Your task:
Each line that holds the word "React" is to be identified and copied.

Records for the task:
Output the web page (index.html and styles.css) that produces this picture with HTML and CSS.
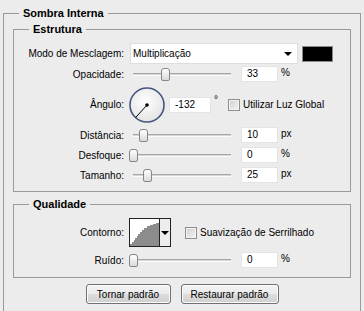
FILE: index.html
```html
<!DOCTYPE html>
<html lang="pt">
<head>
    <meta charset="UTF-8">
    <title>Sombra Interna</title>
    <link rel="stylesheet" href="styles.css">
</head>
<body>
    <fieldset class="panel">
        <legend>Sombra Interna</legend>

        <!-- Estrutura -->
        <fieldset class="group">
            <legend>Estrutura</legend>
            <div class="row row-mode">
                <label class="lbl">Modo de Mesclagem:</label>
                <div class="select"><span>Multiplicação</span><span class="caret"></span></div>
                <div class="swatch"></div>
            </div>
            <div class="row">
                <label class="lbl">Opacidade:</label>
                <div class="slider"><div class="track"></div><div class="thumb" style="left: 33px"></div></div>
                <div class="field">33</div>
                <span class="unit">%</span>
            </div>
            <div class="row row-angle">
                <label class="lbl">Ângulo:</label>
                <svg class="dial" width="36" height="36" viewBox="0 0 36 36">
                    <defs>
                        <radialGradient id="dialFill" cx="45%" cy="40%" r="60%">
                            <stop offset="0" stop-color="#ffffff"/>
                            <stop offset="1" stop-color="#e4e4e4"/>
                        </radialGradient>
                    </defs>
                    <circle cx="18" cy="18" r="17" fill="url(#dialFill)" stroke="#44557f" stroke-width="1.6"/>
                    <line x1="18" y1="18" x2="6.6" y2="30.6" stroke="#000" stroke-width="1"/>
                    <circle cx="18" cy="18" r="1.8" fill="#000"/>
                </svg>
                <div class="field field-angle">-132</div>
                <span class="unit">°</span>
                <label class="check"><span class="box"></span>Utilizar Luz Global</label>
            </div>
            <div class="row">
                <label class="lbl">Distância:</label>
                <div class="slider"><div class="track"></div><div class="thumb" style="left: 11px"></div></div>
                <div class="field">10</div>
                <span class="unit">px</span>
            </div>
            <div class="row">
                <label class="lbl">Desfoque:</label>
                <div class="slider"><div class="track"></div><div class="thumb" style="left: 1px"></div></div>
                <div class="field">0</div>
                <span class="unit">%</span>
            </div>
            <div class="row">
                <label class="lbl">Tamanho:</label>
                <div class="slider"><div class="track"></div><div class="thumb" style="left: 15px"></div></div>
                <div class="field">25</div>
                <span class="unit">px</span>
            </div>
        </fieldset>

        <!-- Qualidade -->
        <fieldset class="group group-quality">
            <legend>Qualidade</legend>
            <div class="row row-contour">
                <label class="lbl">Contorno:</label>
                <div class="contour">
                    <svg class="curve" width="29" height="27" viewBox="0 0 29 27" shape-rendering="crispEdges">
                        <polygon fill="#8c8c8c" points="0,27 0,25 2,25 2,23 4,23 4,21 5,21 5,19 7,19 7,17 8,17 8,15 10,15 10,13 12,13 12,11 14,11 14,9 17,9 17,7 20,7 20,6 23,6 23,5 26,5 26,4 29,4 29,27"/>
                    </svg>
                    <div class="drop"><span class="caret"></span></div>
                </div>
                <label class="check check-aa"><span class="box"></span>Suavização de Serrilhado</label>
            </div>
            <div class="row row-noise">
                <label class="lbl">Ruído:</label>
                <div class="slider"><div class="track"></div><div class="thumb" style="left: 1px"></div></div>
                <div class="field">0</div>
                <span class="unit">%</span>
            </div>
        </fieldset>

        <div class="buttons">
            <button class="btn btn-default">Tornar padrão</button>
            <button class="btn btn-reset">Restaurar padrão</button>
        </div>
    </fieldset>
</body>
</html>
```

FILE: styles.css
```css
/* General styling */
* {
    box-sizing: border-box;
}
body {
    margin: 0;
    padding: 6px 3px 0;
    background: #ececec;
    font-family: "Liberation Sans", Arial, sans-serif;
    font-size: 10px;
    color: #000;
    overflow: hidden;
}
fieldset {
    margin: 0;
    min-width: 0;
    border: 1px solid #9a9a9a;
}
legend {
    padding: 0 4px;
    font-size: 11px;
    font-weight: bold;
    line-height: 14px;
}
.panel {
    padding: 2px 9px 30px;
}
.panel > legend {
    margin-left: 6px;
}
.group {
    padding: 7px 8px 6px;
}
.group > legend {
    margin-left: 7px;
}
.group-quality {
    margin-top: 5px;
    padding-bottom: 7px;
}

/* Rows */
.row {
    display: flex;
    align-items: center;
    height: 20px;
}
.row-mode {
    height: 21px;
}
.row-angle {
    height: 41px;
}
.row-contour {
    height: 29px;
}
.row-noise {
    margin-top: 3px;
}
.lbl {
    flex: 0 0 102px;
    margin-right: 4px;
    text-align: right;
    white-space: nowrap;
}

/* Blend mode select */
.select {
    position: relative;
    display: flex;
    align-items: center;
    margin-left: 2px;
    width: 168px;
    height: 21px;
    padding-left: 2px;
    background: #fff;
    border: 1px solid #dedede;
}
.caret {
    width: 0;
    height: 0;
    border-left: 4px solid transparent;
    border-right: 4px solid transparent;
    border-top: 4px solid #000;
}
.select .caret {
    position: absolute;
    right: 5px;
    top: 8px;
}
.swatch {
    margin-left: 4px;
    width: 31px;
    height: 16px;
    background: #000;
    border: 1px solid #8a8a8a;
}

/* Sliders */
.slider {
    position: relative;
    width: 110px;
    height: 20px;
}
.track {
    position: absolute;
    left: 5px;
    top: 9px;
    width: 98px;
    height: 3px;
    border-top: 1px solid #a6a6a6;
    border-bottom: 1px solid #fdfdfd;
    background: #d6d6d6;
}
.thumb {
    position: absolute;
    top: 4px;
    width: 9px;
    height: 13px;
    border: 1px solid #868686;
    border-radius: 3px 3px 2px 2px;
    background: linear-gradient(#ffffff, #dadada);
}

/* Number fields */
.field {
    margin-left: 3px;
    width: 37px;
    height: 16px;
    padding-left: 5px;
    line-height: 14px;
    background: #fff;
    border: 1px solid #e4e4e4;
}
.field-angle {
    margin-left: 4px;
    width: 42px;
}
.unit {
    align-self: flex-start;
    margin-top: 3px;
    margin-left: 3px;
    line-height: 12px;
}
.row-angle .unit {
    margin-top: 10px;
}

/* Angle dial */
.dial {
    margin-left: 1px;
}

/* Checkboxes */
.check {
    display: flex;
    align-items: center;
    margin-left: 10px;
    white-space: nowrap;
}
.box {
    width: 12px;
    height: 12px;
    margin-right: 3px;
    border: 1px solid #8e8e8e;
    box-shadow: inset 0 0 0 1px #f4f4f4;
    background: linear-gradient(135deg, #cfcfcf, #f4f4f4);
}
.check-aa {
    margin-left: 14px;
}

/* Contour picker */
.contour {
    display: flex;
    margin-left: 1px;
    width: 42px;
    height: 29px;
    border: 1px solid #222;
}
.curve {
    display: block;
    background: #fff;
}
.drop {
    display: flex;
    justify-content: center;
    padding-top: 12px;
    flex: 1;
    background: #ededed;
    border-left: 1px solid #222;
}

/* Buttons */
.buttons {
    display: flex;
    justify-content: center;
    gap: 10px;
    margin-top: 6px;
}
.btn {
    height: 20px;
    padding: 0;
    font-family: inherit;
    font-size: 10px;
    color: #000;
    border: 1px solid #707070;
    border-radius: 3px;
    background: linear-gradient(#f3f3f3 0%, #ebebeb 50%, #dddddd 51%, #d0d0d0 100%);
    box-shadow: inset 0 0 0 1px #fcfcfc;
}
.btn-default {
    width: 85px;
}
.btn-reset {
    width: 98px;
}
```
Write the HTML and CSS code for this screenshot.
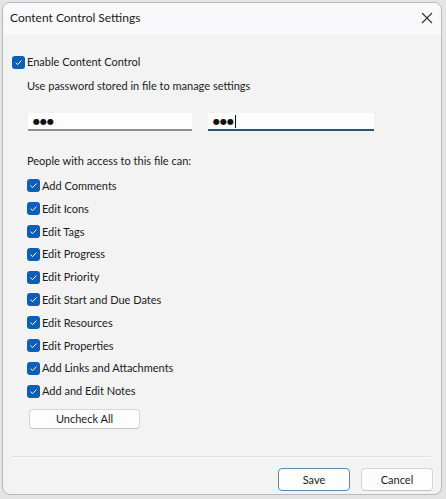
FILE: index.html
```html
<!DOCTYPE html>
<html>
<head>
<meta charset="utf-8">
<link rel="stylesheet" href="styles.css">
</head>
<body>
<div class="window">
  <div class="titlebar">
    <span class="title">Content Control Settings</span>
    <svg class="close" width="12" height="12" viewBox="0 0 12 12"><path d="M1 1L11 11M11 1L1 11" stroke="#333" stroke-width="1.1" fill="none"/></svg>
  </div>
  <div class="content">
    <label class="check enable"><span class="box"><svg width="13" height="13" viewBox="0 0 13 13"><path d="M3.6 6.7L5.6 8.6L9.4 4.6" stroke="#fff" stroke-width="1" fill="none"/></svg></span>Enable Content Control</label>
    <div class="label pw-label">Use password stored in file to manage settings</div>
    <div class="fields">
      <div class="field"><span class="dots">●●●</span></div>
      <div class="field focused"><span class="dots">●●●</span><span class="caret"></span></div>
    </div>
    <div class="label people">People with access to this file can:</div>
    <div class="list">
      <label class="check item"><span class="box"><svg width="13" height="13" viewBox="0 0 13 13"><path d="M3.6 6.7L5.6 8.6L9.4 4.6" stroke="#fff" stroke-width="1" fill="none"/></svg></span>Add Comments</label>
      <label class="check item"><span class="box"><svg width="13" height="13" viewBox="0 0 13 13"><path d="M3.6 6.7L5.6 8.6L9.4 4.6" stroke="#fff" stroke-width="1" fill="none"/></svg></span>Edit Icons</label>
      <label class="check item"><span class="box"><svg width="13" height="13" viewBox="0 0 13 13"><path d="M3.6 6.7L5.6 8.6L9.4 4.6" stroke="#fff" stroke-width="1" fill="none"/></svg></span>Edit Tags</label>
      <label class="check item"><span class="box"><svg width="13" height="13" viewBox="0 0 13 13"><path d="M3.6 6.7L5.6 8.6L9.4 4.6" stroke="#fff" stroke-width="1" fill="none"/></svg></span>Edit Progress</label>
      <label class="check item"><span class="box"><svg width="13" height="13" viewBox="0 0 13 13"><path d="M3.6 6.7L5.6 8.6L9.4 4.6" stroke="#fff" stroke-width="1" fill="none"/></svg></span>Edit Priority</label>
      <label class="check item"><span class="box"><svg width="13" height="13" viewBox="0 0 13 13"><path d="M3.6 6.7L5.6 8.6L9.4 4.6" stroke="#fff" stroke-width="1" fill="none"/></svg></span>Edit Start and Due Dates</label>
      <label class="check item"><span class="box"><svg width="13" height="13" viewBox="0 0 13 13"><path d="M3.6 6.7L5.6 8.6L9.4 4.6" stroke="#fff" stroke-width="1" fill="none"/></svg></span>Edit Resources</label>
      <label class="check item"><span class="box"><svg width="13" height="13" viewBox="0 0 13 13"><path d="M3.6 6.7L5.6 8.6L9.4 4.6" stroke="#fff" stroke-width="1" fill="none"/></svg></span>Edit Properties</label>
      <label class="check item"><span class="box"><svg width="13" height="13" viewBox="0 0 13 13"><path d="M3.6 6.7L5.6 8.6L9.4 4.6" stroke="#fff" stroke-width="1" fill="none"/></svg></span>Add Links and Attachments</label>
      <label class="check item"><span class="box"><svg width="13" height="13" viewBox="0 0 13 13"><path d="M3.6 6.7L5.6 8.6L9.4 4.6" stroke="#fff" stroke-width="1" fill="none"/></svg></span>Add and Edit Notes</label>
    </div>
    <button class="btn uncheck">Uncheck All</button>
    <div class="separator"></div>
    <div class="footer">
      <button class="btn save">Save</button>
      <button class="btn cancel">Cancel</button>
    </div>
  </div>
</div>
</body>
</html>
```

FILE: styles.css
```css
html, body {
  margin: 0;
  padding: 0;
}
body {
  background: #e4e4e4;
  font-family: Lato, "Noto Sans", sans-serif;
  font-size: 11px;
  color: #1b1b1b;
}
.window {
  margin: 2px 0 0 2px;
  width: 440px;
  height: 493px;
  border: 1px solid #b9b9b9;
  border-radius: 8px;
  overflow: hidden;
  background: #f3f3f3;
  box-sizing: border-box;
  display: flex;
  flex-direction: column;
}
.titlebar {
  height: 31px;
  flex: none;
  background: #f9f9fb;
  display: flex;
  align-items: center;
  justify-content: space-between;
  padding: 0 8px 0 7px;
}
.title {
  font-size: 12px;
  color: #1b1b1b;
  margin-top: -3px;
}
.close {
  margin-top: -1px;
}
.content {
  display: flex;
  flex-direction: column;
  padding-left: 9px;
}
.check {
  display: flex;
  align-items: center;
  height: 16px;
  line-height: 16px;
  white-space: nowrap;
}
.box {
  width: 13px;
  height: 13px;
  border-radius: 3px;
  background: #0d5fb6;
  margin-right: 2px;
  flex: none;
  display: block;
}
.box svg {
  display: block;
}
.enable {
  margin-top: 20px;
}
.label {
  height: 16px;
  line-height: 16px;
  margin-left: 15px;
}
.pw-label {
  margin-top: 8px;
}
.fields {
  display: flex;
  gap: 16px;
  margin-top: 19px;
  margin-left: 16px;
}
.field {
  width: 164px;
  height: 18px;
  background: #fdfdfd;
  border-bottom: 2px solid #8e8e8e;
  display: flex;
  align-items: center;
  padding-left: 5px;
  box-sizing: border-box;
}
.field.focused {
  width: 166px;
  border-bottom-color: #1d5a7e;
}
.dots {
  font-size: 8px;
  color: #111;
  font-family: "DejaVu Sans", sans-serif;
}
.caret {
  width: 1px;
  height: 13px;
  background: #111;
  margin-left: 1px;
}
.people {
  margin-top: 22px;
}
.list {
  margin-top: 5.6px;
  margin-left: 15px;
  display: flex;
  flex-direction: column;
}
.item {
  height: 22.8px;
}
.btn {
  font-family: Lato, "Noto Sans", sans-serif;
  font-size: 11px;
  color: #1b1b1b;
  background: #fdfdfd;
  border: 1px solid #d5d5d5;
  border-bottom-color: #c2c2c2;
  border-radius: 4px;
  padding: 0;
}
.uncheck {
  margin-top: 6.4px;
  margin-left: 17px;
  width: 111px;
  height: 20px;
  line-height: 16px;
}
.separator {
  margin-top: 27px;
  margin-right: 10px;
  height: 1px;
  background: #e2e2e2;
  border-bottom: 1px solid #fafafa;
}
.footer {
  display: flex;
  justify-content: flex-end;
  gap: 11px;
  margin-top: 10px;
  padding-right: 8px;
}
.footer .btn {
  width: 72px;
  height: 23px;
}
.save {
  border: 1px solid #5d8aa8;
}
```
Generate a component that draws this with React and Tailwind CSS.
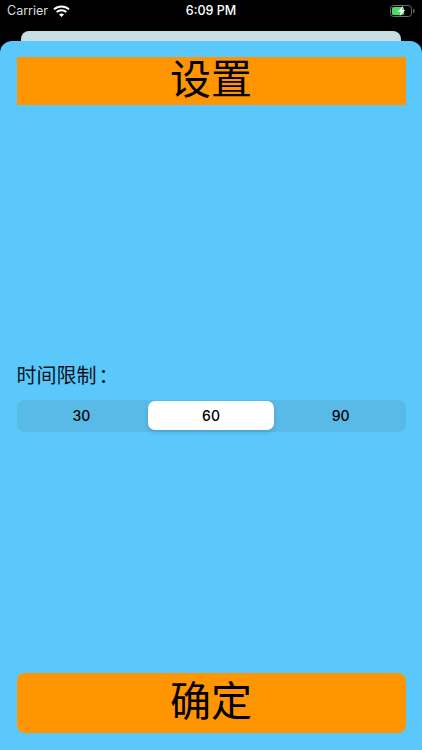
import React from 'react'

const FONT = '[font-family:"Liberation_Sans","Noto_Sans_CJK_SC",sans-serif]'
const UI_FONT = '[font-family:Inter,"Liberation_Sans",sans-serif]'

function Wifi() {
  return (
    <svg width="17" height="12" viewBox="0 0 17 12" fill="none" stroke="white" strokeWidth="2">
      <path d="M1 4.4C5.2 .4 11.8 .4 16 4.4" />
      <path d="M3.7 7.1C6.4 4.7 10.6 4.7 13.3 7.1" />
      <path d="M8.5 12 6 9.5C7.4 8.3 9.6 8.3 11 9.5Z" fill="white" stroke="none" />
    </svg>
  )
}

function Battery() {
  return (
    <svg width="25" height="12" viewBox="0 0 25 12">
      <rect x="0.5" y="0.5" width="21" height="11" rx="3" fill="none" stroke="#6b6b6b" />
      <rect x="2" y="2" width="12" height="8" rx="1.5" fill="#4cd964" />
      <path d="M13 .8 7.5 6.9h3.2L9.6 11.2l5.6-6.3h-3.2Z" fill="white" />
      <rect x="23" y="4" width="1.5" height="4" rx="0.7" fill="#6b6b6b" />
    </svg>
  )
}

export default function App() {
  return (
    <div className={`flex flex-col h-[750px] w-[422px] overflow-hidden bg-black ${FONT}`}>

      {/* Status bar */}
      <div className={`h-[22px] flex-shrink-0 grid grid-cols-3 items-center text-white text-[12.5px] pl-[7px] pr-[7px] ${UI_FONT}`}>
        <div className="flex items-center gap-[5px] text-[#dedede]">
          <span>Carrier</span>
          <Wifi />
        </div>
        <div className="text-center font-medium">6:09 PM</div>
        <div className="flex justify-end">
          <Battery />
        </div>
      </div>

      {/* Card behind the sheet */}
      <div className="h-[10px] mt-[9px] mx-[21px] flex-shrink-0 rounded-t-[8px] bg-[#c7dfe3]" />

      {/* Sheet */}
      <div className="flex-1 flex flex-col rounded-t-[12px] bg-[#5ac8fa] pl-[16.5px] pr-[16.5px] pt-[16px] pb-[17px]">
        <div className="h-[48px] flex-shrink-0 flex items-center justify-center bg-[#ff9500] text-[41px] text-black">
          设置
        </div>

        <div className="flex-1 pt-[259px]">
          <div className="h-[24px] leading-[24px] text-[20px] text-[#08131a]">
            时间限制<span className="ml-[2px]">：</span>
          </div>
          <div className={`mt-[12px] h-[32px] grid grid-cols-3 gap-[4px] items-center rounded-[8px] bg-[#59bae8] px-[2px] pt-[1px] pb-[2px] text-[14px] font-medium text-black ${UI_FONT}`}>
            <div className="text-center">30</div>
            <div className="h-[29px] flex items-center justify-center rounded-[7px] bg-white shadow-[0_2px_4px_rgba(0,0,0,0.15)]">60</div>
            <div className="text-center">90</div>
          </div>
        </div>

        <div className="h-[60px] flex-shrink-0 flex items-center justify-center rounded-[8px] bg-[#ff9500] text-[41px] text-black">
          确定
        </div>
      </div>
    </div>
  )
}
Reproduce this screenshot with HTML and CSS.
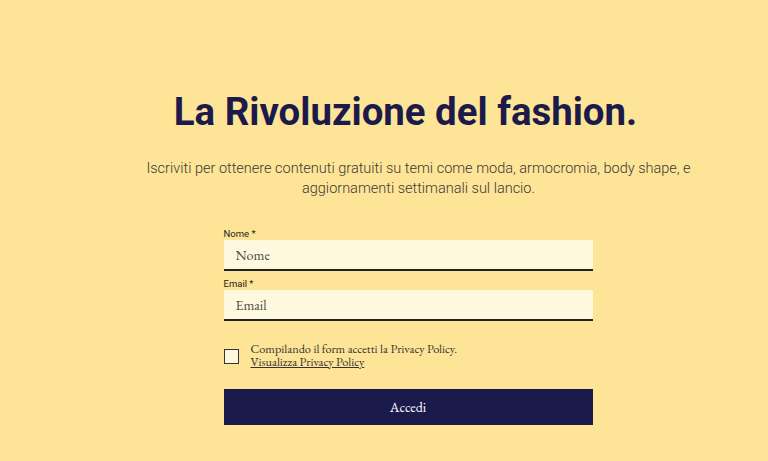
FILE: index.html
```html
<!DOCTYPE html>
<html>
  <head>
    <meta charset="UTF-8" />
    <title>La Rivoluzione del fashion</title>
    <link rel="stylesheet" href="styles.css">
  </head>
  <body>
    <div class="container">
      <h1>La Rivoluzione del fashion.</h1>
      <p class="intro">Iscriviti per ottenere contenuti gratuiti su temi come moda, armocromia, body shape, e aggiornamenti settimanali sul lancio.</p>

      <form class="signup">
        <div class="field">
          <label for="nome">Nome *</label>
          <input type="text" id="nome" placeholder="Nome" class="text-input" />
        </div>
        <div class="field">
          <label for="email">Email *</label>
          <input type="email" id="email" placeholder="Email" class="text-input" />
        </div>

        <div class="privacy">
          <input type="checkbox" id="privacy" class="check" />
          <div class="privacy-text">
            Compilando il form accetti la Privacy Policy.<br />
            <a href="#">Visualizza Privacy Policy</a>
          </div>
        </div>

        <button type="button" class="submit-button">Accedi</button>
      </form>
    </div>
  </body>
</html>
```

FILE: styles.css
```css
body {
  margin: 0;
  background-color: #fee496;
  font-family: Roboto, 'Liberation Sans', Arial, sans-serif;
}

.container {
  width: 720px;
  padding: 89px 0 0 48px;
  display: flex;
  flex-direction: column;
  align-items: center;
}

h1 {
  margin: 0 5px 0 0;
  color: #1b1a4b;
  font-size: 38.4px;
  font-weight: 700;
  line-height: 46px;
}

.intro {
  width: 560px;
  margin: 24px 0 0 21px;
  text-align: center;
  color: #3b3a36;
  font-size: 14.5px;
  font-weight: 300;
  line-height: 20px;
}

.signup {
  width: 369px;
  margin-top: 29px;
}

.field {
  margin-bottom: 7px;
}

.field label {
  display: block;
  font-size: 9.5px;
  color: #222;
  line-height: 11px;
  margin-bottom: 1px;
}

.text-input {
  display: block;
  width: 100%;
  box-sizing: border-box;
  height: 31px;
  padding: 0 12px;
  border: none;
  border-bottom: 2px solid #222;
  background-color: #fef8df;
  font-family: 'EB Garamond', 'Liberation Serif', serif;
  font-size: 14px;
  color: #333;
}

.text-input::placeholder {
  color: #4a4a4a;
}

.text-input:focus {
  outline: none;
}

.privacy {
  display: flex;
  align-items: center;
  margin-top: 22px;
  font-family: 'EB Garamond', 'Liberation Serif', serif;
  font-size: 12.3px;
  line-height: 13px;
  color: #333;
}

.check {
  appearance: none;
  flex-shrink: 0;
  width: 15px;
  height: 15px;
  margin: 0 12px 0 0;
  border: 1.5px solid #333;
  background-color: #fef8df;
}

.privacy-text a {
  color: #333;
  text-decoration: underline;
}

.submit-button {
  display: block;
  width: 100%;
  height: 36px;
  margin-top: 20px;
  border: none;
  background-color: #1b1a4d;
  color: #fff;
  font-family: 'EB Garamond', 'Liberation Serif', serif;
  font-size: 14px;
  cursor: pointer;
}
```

Final answer:
Generate a component that draws this with React and Tailwind CSS.
import React from 'react'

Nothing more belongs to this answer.